_THE PROBLEM_. Below is the data. Give it again, complete and exact.

_RECORDED DATA_.

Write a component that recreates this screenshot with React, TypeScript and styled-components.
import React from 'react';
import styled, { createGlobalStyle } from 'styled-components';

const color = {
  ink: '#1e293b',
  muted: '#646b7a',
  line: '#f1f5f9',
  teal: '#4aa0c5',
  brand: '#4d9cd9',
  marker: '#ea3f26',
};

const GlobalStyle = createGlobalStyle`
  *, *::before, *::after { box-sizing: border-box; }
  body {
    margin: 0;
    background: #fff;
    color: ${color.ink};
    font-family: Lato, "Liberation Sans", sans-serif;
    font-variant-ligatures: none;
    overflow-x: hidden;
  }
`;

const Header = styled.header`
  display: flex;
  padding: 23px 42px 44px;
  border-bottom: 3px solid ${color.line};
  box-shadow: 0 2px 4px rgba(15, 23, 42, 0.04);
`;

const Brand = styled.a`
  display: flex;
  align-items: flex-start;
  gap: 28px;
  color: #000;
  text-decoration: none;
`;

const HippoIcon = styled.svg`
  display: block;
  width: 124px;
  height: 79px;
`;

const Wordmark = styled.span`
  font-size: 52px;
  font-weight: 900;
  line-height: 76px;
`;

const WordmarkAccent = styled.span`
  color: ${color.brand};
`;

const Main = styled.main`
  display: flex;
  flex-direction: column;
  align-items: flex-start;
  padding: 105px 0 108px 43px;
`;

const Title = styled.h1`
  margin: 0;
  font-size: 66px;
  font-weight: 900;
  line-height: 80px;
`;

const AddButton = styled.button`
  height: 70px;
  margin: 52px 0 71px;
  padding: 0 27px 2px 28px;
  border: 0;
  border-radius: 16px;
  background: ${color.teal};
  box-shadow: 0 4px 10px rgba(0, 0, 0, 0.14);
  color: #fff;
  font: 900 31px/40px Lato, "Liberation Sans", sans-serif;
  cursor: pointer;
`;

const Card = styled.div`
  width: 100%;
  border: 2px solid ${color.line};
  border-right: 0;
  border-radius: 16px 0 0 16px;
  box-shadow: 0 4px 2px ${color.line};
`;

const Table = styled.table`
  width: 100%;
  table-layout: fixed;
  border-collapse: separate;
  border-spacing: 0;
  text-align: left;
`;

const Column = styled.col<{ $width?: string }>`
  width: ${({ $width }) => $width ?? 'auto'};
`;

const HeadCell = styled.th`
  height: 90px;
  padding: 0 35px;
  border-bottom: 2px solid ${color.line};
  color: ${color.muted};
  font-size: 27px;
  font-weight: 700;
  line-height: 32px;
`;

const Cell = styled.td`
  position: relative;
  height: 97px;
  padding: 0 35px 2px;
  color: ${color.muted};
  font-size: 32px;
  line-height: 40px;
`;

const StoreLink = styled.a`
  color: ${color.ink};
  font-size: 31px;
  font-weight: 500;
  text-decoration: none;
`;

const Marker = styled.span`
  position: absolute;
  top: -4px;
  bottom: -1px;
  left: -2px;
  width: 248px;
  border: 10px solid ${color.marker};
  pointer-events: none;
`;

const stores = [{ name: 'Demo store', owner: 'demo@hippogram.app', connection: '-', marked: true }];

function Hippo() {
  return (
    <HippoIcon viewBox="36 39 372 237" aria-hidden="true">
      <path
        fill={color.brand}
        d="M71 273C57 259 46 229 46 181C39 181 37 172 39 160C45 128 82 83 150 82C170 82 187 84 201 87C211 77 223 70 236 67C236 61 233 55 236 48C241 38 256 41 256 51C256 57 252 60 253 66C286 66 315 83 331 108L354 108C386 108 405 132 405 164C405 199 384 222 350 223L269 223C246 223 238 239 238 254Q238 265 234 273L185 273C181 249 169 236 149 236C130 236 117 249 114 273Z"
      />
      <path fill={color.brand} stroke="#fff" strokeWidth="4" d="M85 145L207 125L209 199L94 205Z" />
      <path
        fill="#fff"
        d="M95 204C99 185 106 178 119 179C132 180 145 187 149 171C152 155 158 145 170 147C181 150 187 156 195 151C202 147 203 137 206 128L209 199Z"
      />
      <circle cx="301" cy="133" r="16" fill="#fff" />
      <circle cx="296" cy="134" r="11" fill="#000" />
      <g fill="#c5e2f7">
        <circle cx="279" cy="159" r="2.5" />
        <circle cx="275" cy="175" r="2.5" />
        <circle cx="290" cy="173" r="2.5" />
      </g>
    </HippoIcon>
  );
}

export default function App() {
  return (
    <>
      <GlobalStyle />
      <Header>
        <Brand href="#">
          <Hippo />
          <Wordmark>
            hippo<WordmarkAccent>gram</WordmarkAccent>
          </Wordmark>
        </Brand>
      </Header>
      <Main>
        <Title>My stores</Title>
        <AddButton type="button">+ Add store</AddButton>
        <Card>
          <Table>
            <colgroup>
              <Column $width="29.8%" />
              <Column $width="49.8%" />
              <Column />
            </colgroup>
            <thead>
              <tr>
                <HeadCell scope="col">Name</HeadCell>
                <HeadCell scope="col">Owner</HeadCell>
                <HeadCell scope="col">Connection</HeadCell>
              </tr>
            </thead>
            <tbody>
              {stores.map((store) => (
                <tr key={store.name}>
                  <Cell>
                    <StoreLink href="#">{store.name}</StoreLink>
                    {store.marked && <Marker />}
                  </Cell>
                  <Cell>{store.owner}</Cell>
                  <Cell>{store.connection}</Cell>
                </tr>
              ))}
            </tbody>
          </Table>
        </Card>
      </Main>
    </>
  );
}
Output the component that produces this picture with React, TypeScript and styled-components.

_ANSWER IN FULL_.
Write a component that recreates this screenshot with React, TypeScript and styled-components.
import React from 'react';
import styled, { createGlobalStyle } from 'styled-components';

const color = {
  ink: '#1e293b',
  muted: '#646b7a',
  line: '#f1f5f9',
  teal: '#4aa0c5',
  brand: '#4d9cd9',
  marker: '#ea3f26',
};

const GlobalStyle = createGlobalStyle`
  *, *::before, *::after { box-sizing: border-box; }
  body {
    margin: 0;
    background: #fff;
    color: ${color.ink};
    font-family: Lato, "Liberation Sans", sans-serif;
    font-variant-ligatures: none;
    overflow-x: hidden;
  }
`;

const Header = styled.header`
  display: flex;
  padding: 23px 42px 44px;
  border-bottom: 3px solid ${color.line};
  box-shadow: 0 2px 4px rgba(15, 23, 42, 0.04);
`;

const Brand = styled.a`
  display: flex;
  align-items: flex-start;
  gap: 28px;
  color: #000;
  text-decoration: none;
`;

const HippoIcon = styled.svg`
  display: block;
  width: 124px;
  height: 79px;
`;

const Wordmark = styled.span`
  font-size: 52px;
  font-weight: 900;
  line-height: 76px;
`;

const WordmarkAccent = styled.span`
  color: ${color.brand};
`;

const Main = styled.main`
  display: flex;
  flex-direction: column;
  align-items: flex-start;
  padding: 105px 0 108px 43px;
`;

const Title = styled.h1`
  margin: 0;
  font-size: 66px;
  font-weight: 900;
  line-height: 80px;
`;

const AddButton = styled.button`
  height: 70px;
  margin: 52px 0 71px;
  padding: 0 27px 2px 28px;
  border: 0;
  border-radius: 16px;
  background: ${color.teal};
  box-shadow: 0 4px 10px rgba(0, 0, 0, 0.14);
  color: #fff;
  font: 900 31px/40px Lato, "Liberation Sans", sans-serif;
  cursor: pointer;
`;

const Card = styled.div`
  width: 100%;
  border: 2px solid ${color.line};
  border-right: 0;
  border-radius: 16px 0 0 16px;
  box-shadow: 0 4px 2px ${color.line};
`;

const Table = styled.table`
  width: 100%;
  table-layout: fixed;
  border-collapse: separate;
  border-spacing: 0;
  text-align: left;
`;

const Column = styled.col<{ $width?: string }>`
  width: ${({ $width }) => $width ?? 'auto'};
`;

const HeadCell = styled.th`
  height: 90px;
  padding: 0 35px;
  border-bottom: 2px solid ${color.line};
  color: ${color.muted};
  font-size: 27px;
  font-weight: 700;
  line-height: 32px;
`;

const Cell = styled.td`
  position: relative;
  height: 97px;
  padding: 0 35px 2px;
  color: ${color.muted};
  font-size: 32px;
  line-height: 40px;
`;

const StoreLink = styled.a`
  color: ${color.ink};
  font-size: 31px;
  font-weight: 500;
  text-decoration: none;
`;

const Marker = styled.span`
  position: absolute;
  top: -4px;
  bottom: -1px;
  left: -2px;
  width: 248px;
  border: 10px solid ${color.marker};
  pointer-events: none;
`;

const stores = [{ name: 'Demo store', owner: 'demo@hippogram.app', connection: '-', marked: true }];

function Hippo() {
  return (
    <HippoIcon viewBox="36 39 372 237" aria-hidden="true">
      <path
        fill={color.brand}
        d="M71 273C57 259 46 229 46 181C39 181 37 172 39 160C45 128 82 83 150 82C170 82 187 84 201 87C211 77 223 70 236 67C236 61 233 55 236 48C241 38 256 41 256 51C256 57 252 60 253 66C286 66 315 83 331 108L354 108C386 108 405 132 405 164C405 199 384 222 350 223L269 223C246 223 238 239 238 254Q238 265 234 273L185 273C181 249 169 236 149 236C130 236 117 249 114 273Z"
      />
      <path fill={color.brand} stroke="#fff" strokeWidth="4" d="M85 145L207 125L209 199L94 205Z" />
      <path
        fill="#fff"
        d="M95 204C99 185 106 178 119 179C132 180 145 187 149 171C152 155 158 145 170 147C181 150 187 156 195 151C202 147 203 137 206 128L209 199Z"
      />
      <circle cx="301" cy="133" r="16" fill="#fff" />
      <circle cx="296" cy="134" r="11" fill="#000" />
      <g fill="#c5e2f7">
        <circle cx="279" cy="159" r="2.5" />
        <circle cx="275" cy="175" r="2.5" />
        <circle cx="290" cy="173" r="2.5" />
      </g>
    </HippoIcon>
  );
}

export default function App() {
  return (
    <>
      <GlobalStyle />
      <Header>
        <Brand href="#">
          <Hippo />
          <Wordmark>
            hippo<WordmarkAccent>gram</WordmarkAccent>
          </Wordmark>
        </Brand>
      </Header>
      <Main>
        <Title>My stores</Title>
        <AddButton type="button">+ Add store</AddButton>
        <Card>
          <Table>
            <colgroup>
              <Column $width="29.8%" />
              <Column $width="49.8%" />
              <Column />
            </colgroup>
            <thead>
              <tr>
                <HeadCell scope="col">Name</HeadCell>
                <HeadCell scope="col">Owner</HeadCell>
                <HeadCell scope="col">Connection</HeadCell>
              </tr>
            </thead>
            <tbody>
              {stores.map((store) => (
                <tr key={store.name}>
                  <Cell>
                    <StoreLink href="#">{store.name}</StoreLink>
                    {store.marked && <Marker />}
                  </Cell>
                  <Cell>{store.owner}</Cell>
                  <Cell>{store.connection}</Cell>
                </tr>
              ))}
            </tbody>
          </Table>
        </Card>
      </Main>
    </>
  );
}
Output the component that produces this picture with React, TypeScript and styled-components.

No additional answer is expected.